5. L'appelant soutient que la requête d'exécution directe du jugement d'évacuation aurait dû être déclarée irrecevable, au motif que les conditions de l'art. 257 al. 1 et 3 CPC n'étaient pas réalisées. Dans la mesure où tel n'est pas le cas, ce grief est infondé.

En toute hypothèse, la protection de l'art. 30 al. 4 LaCC, évoqué par l'appelant, ne s'applique pas aux locaux commerciaux (ACJC/671/2013 du 27 mai 2013 consid. 7.2; ACJC/240/2014 du 24 février 2014, consid. 5.2). En outre, le fait qu'une évacuation immédiate entraînerait une cessation immédiate des activités professionnelles du locataire et des répercussions désastreuses sur sa situation financière, n'est pas pertinent et ne peut faire obstacle à l'exécution immédiate du jugement d'évacuation (ACJC/671/2013 du 27 mai 2013 consid. 7.2).

Enfin, l'appelant a bénéficié d'une prolongation d'un an et demi du fait de la procédure.

Ainsi, le chiffre 2 du dispositif du jugement attaqué sera également confirmé.

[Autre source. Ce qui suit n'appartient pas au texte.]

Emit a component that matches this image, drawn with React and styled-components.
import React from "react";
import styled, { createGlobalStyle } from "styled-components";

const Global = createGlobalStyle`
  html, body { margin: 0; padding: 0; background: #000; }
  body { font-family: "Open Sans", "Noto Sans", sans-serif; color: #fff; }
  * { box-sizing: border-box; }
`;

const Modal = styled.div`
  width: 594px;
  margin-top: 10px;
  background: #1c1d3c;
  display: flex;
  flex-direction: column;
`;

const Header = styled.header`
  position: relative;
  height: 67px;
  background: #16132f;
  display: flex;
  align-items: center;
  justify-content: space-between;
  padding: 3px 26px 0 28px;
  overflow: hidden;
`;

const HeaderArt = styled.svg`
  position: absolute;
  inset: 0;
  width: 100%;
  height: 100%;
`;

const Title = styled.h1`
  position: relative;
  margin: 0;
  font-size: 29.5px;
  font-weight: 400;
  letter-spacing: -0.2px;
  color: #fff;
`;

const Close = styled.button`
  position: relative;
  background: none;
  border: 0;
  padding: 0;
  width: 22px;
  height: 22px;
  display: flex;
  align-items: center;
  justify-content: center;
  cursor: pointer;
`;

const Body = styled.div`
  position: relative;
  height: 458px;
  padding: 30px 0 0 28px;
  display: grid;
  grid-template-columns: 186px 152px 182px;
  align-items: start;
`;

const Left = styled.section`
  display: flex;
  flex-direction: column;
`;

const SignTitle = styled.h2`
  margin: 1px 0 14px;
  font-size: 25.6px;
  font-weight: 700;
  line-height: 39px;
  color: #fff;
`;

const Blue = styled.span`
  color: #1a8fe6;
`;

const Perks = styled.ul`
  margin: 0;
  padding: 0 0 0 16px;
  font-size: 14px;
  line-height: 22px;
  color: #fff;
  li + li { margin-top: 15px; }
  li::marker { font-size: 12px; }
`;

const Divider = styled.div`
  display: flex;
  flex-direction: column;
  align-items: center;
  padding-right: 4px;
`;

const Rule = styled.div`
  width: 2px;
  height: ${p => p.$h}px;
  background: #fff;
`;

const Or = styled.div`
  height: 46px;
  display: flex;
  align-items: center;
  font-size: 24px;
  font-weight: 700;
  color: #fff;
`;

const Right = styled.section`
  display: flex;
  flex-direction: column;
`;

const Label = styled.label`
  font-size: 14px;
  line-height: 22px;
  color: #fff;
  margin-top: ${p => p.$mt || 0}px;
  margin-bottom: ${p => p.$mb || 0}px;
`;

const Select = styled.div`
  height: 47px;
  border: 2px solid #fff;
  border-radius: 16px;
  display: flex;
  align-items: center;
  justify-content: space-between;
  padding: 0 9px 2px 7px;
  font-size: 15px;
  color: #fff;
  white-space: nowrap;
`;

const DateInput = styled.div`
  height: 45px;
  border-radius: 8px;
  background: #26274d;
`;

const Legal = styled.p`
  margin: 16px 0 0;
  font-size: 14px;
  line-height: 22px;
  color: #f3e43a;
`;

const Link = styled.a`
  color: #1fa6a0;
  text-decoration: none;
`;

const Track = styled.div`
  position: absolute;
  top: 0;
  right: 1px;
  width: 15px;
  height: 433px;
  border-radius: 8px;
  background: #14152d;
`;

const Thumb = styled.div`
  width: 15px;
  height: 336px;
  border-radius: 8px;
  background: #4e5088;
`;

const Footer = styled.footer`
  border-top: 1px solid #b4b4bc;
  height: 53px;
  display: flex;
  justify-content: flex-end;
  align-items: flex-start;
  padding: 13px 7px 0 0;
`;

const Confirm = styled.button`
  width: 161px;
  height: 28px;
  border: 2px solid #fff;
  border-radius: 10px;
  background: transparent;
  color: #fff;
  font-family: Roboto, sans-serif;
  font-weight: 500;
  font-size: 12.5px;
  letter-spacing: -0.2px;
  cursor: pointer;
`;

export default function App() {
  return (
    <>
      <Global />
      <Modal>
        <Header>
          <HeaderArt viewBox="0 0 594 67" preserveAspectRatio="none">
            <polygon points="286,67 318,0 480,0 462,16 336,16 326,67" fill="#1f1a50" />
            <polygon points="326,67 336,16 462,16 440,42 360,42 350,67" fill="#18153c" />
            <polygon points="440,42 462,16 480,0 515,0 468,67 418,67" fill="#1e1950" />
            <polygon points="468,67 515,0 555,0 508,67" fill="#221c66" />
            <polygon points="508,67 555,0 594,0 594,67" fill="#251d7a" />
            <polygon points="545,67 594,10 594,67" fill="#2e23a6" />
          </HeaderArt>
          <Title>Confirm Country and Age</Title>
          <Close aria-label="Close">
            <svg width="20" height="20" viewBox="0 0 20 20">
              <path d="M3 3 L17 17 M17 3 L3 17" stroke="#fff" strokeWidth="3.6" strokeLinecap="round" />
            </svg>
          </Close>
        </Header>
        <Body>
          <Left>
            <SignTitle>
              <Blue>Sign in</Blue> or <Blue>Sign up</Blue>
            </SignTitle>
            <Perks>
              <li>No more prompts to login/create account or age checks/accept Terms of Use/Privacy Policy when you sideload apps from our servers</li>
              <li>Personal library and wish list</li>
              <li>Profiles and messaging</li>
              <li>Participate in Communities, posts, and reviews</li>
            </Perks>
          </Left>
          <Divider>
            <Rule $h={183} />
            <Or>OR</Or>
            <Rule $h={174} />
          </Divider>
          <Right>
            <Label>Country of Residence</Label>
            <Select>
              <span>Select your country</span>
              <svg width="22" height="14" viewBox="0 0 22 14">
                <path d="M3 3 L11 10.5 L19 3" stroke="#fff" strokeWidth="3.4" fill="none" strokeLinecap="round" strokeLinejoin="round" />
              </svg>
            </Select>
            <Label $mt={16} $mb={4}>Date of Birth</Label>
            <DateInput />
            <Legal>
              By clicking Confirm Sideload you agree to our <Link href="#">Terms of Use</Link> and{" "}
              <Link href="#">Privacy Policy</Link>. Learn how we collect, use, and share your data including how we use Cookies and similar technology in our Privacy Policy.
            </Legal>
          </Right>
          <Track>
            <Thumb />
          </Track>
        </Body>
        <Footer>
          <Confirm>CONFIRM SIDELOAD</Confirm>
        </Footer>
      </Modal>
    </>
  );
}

6. A teneur de l'art. 22 al. 1 LaCC, il n'est pas prélevé de frais dans les causes soumises à la juridiction des baux et loyers (ATF 139 III 182 consid. 2.6).

* * * * *


PAR CES MOTIFS,
La Chambre des baux et loyers :


A la forme :

Déclare recevable l'appel et le recours interjetés le 2 novembre 2023 par A______ contre le jugement JTBL/861/2023 rendu le 5 octobre 2023 par le Tribunal des baux et loyers dans la cause C/17148/2023-24.

Au fond :

Confirme le jugement attaqué.

Dit que la procédure est gratuite.

Déboute les parties de toutes autres conclusions.

Siégeant :

Monsieur Ivo BUETTI, président; Madame Pauline ERARD, Madame
Fabienne GEISINGER-MARIETHOZ, juges; Madame Maïté VALENTE, greffière.

 

 

 

 

 

 

 

 

 

 

Indication des voies de recours :

 

Conformément aux art. 72 ss de la loi fédérale sur le Tribunal fédéral du 17 juin 2005 (LTF; RS 173.110), le présent arrêt peut être porté dans les trente jours qui suivent sa notification avec expédition complète (art. 100 al. 1 LTF) par-devant le Tribunal fédéral par la voie du recours en matière civile.

 

Le recours doit être adressé au Tribunal fédéral, 1000 Lausanne 14.

 

Valeur litigieuse des conclusions pécuniaires au sens de la LTF supérieure ou égale à 15'000 fr.